↓↓↓

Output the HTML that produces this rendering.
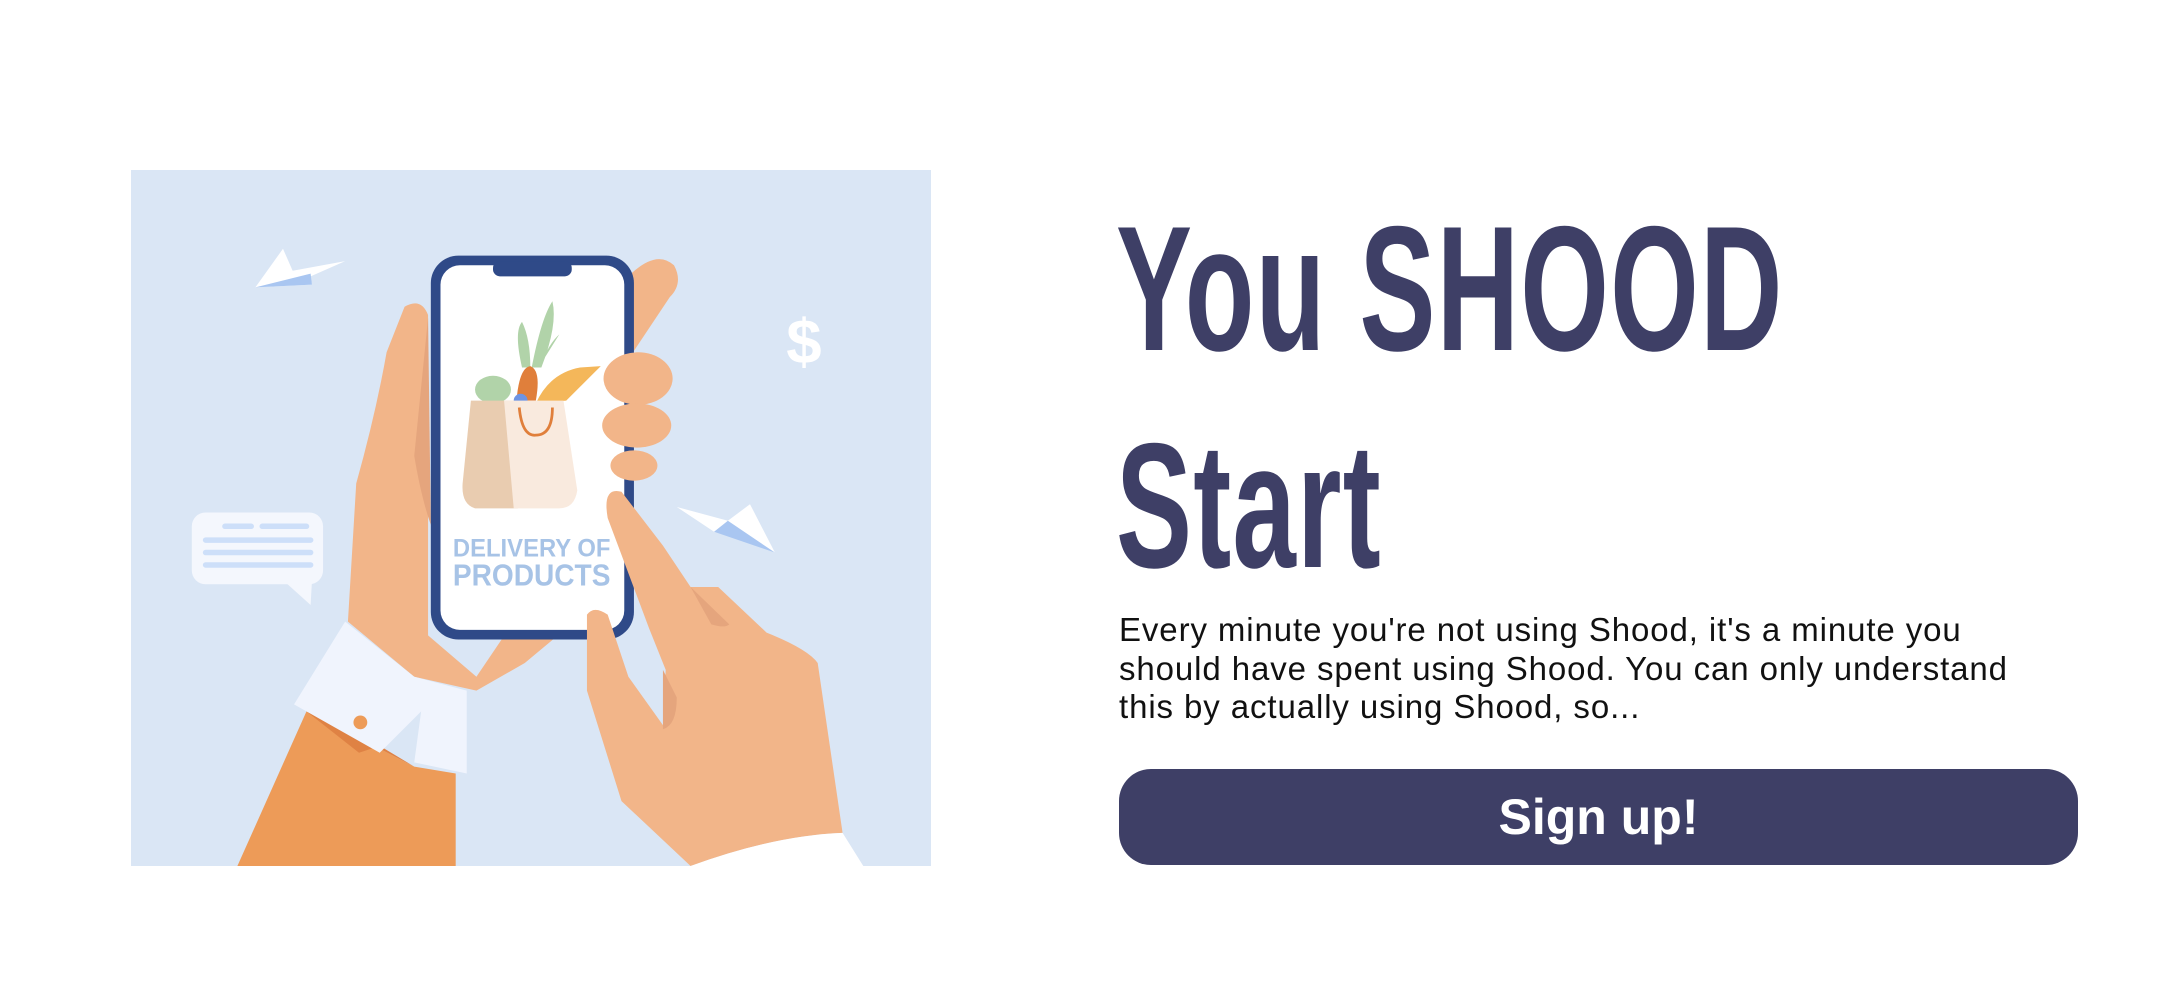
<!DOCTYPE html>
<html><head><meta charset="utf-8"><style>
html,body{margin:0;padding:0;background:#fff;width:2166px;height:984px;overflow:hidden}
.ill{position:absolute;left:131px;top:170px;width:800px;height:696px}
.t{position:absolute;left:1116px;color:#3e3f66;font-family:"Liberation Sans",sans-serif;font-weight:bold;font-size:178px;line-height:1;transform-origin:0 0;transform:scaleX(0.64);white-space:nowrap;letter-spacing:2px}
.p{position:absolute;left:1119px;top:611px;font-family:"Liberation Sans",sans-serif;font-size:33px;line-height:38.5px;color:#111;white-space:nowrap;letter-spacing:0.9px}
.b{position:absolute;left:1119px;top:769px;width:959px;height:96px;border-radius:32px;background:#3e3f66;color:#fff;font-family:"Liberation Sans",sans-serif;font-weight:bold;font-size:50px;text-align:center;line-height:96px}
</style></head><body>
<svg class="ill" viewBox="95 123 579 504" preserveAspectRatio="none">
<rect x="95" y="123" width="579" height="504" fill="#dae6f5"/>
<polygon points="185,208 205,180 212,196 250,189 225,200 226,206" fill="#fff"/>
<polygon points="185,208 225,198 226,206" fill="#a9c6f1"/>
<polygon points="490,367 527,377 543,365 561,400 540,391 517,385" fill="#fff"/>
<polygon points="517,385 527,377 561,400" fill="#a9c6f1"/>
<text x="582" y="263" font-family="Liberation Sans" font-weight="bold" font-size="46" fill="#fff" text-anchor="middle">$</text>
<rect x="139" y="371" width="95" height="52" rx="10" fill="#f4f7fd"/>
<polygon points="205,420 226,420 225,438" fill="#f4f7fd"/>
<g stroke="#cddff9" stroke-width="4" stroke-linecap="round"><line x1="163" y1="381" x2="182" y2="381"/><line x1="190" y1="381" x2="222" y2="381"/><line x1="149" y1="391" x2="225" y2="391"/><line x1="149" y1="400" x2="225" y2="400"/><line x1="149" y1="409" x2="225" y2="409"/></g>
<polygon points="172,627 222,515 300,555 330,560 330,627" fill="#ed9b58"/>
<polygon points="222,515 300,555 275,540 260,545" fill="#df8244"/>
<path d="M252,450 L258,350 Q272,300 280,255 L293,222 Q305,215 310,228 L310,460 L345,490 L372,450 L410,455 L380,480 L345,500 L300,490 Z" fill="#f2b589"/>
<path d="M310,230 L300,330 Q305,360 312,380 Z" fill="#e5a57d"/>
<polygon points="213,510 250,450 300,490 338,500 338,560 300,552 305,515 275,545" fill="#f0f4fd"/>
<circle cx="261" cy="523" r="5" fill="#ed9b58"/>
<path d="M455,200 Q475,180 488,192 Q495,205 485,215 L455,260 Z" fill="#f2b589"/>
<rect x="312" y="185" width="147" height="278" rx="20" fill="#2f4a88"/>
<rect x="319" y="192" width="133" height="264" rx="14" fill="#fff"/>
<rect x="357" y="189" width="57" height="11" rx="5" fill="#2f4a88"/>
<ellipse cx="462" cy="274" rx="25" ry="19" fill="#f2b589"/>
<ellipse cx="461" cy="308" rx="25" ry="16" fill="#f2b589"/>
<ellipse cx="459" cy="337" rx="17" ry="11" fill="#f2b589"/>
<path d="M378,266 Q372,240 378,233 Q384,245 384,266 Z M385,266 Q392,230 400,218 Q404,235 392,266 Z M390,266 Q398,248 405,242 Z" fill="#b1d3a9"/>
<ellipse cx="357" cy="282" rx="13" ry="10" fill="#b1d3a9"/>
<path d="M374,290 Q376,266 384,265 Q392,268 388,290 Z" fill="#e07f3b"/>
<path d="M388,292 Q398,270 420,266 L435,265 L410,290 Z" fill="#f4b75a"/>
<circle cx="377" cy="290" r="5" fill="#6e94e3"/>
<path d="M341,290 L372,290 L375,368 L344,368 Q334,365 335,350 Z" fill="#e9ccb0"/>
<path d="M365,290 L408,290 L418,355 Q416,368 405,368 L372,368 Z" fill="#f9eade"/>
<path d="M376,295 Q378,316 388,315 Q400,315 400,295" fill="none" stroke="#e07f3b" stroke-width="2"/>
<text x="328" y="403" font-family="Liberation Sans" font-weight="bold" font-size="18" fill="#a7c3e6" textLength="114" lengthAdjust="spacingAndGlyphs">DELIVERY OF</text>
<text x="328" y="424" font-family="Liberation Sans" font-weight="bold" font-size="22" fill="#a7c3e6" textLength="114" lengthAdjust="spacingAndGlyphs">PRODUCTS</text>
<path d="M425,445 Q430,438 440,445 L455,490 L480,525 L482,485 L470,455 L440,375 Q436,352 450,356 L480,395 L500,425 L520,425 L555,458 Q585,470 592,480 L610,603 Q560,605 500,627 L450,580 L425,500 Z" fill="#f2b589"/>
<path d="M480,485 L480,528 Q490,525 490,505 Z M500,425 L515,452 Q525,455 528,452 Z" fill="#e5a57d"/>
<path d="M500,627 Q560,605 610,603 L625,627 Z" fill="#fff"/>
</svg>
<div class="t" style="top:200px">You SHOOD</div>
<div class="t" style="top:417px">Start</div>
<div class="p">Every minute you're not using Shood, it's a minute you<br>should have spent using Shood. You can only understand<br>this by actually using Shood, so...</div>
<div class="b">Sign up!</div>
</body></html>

↑↑↑

Aim of the exercise ::
Using the listing, collect all lines in which the string "this" is found.

Final answer ::
Output the HTML that produces this rendering.
<div class="p">Every minute you're not using Shood, it's a minute you<br>should have spent using Shood. You can only understand<br>this by actually using Shood, so...</div>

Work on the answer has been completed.